Sachant que notre attitude est largement déterminée par nos représentations, historiquement forgées par la Bible (Dominez la nature !), que dit l’Église aujourd’hui de ces remises en question ? Notre Espérance doit être portée par notre regard sur la création, dont, par son Incarnation, Dieu reconnaît la valeur. Être créés à l’image de Dieu nous confère une mission : imager Dieu auprès de la création. Et le lavement des pieds nous montre de quelle domination il doit s’agir : nous sommes au service de la nature, notamment par l’historicité, notre domaine privilégié, dans laquelle le processus créateur est toujours à l’œuvre, et où la diversité du vivant symbolise la complétude de l’Amour divin. L’homme cocréateur, seule créature « capable de Dieu » selon Vatican 2, et qui reçoit le salut en Jésus-Christ, a le devoir d’entrer en communion avec la création, d’assurer sa mission de médiation et de permettre à toute la création d’entrer dans la glorification, entièrement récapitulée dans le corps ressuscité.

L’Église ne peut donc que s’intéresser à l’écologie. Dans son enseignement social, le premier document environnementaliste peut être attribué à Paul VI, lorsque, devant la FAO, il appelle à se défier des excès de la technologie au détriment du milieu naturel, mais c’est Jean Paul II qui, en 1990, établit un lien entre la crise écologique et la crise morale, en évoquant clairement la responsabilité humaine. Très marquée par le Père Lebret, l’encyclique Populorum progressio promeut le développement de tout l’homme et de tous les hommes, posant que l’humanité va dans le mur si elle limite son développement au mesurable. Portant depuis Rerum Novarum la critique des lois du marché, qu’il ne faut pas appliquer aux biens communs, l’Église, par Jean Paul II, pousse à l’intervention de l’État, et par Benoit XVI à réintroduire la gratuité dans l’économie : c’est le don qui exprime la transcendance de l’homme. Et Benoit reprécise que la destination universelle des biens, socle de la justice, doit s’entendre aussi vis-à-vis des générations à venir. Si l’Église ne propose pas de solution politique, elle pousse le chrétien à s’y engager résolument, car le politique relève de la Charité (Pie XI et Benoit XVI). Le principe de subsidiarité joue dans les deux sens, permettant à Jean XXIII dans Pacem in terris d’appeler à une gouvernance mondiale : à l’évidence, la question climatique relève de ce niveau. François s’inscrit dans la même veine, critiquant un système économique centré sur le dieu argent, et rappelant que la création n’est pas une propriété, mais un don. Pour l’individu, et en paraphrasant Gandhi, cela signifie qu’il faut vivre simplement, aujourd’hui, pour que d’autres puissent simplement vivre, aujourd’hui et demain.

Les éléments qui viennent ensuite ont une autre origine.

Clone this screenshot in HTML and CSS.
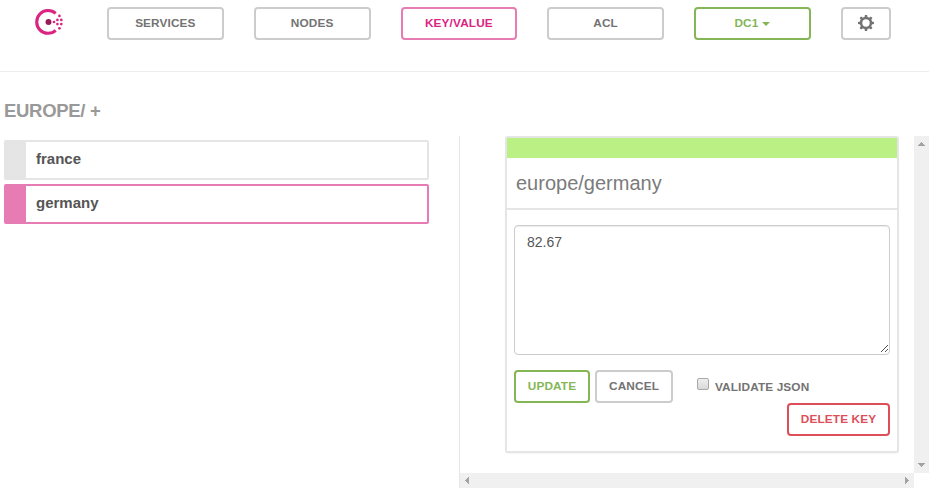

Tout cela n’est pas que discours théorique. D’abord les dures réalités de la physique s’imposent à nous tous, parfois de façon cocasse, et doivent nous ramener à des ambitions raisonnables. Ensuite on constate que des ilots de mise en pratique, d’expérimentation, fleurissent à travers le monde. Ici des pratiques de bon sens démontrent que la casse sociale en entreprise n’est pas une fatalité, ailleurs la pratique démontre que la régénération biologique des sols fait plus pour les rendements que le gavage en produits chimiques. Une des recettes est de sortir du comment, de la technicité, et de la performance, pour se demander pourquoi on agit, et consacrer des temps d’arrêt d’abord à la contemplation ressourçante, ensuite à la concertation qui permet d’agir non en concurrence, mais en coresponsabilité. Et il y a là un chantier infini, car la question n’est plus aujourd’hui de trouver des solutions techniques pour éviter le réchauffement climatique, mais de trouver ensemble les façons dont nos sociétés peuvent s’y adapter.